With no clear mandate from DC until now, Warner Bros.’ other divisions have been producing their own projects based on DC’s characters in an effort to boost their bottom lines.

The studio’s videogame division recently released “Batman: Arkham Asylum,” a dark actioner that followed a more family-friendly “Lego Batman” earlier this year. Warner Bros. TV has had a long-running hit on the WB and CW in “Smallville.” It also has drama “Human Target” set for a midseason debut on Fox, and another project, “Midnight Mass,” in development with the network. WB’s toon division produces “Batman: The Brave and the Bold” for Cartoon Network.

On the film front, Warner Bros. is moving forward with “The Green Lantern,” with Ryan Reynolds starring as the ringed hero. Other forthcoming projects include supernatural Western “Jonah Hex,” with Josh Brolin and Megan Fox; “The Losers”; and the Guy Ritchie-helmed “Lobo,” the latter two produced by Joel Silver.
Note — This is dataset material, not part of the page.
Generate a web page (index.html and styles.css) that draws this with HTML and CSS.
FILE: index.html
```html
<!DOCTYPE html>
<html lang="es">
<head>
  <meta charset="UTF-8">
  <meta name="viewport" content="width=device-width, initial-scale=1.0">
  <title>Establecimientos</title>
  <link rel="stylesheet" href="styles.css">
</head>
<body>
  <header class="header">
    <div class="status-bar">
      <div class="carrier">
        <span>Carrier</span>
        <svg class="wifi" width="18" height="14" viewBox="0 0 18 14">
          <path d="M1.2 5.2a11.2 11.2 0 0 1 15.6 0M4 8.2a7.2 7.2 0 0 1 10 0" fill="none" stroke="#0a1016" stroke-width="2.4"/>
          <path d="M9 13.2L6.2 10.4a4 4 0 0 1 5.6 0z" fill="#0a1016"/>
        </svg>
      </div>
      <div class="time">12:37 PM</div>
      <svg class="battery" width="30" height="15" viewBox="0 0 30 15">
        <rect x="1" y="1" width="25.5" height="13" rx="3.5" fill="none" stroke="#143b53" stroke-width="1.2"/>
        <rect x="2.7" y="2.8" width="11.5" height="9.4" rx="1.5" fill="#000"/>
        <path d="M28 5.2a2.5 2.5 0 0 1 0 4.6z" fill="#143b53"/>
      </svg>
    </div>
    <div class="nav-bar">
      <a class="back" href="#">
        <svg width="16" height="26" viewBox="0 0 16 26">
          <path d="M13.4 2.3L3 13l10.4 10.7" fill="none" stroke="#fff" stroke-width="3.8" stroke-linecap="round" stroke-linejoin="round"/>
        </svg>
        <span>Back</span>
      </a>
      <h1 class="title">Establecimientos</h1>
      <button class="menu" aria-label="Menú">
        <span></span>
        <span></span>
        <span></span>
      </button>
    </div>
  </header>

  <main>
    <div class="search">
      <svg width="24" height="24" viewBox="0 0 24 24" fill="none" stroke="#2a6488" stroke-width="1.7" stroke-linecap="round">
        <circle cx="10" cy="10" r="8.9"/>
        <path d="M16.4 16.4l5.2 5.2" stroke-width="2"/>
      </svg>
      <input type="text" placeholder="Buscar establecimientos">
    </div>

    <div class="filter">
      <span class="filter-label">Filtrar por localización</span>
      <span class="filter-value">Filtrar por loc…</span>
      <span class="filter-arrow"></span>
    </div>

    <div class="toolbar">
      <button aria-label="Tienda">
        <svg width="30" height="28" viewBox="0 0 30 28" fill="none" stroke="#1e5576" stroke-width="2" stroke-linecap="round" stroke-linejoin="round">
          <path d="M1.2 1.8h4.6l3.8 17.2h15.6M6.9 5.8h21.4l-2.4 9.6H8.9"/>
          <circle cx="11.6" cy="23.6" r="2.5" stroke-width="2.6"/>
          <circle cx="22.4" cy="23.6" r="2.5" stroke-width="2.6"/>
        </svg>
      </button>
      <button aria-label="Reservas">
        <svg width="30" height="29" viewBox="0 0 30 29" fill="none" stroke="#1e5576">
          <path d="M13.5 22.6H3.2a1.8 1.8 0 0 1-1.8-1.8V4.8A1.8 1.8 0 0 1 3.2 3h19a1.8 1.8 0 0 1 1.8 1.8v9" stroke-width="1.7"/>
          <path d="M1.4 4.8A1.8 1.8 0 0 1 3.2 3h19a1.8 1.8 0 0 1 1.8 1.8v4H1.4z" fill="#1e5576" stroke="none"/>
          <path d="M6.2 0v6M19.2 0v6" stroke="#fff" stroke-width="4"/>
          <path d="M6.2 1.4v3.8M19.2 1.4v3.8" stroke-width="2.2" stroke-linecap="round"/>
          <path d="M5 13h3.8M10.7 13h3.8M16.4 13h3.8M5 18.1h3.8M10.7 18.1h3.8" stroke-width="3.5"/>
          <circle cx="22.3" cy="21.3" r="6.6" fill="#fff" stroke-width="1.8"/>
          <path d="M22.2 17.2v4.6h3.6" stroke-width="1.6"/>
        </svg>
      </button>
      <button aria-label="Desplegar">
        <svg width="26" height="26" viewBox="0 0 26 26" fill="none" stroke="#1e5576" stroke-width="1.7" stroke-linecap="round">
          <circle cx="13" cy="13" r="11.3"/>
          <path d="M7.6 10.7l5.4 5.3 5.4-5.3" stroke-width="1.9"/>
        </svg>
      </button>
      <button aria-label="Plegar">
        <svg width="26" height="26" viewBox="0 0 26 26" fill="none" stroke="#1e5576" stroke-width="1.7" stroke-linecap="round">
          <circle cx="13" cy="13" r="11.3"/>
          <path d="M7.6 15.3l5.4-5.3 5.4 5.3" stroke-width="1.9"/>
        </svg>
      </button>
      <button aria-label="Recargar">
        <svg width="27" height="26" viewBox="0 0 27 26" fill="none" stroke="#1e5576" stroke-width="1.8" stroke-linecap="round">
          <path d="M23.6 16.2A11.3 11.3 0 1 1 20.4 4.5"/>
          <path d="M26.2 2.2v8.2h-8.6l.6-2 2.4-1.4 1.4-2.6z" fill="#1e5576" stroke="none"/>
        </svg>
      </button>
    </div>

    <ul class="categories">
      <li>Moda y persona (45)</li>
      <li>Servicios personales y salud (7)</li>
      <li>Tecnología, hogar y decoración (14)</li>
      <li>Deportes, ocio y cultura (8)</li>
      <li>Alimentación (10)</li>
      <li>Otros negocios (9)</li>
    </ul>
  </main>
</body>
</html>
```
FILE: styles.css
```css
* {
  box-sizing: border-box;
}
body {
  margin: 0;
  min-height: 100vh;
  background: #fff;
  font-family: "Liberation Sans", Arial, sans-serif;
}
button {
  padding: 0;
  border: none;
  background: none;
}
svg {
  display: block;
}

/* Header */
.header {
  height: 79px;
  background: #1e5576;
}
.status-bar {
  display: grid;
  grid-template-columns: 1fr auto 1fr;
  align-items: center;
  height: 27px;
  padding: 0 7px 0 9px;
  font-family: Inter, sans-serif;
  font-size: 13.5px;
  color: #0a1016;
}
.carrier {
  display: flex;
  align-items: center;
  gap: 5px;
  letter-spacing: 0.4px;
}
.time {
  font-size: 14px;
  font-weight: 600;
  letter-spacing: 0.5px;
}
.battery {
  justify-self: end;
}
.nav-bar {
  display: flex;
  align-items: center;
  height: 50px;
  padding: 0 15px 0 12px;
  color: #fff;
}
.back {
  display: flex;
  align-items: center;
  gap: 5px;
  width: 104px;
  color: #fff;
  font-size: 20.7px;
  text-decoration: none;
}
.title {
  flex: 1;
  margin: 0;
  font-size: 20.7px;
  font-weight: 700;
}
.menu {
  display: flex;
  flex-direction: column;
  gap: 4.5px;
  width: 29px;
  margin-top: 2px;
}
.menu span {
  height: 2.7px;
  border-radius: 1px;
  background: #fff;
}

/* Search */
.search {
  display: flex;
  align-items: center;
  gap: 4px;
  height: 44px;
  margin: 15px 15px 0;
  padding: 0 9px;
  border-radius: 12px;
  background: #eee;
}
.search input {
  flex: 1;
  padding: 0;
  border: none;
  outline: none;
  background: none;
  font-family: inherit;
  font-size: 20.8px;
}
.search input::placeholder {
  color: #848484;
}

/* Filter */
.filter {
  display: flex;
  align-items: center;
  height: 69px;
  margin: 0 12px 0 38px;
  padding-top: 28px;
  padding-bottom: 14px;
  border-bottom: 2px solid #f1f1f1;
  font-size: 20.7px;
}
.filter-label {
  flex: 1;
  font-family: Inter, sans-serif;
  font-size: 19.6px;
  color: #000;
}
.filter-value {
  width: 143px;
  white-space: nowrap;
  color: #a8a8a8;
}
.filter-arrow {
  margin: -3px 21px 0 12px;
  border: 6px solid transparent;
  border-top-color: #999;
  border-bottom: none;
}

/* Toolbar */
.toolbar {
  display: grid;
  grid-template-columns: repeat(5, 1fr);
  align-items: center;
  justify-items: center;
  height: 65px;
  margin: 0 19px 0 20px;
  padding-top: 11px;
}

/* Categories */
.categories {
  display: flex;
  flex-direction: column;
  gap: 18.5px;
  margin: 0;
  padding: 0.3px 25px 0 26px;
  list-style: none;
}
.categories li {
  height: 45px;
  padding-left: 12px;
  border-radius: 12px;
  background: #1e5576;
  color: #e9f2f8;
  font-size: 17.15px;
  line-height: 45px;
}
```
Nelson will now wrangle all of the other projects that were in development across the various divisions and work with their toppers to identify new projects to produce while also coming up with an overall release and marketing strategy for them.

That will likely mean taking back control of some properties from producers, although final decisions have not been made, Robinov said.

While DC Entertainment is a new company under the WB umbrella, the DC Comics publishing business will remain the cornerstone of the company, releasing some 90 comicbooks through its various imprints and 30 graphic novels per month.

Nelson will eventually leave her post as prexy of Warner Premiere, which recently released the animated feature “Green Lantern: First Flight” direct to DVD, but will continue to run that made-for-DVD group, which she’s overseen since its formation in 2006.

Before that, Nelson was exec VP of global brand management for the studio, working with the company’s various divisions, as well as parent Time Warner, to exploit such franchises as “Potter,” Batman, “The Matrix,” as well as “Happy Feet,” “Polar Express” and “Charlie and the Chocolate Factory.”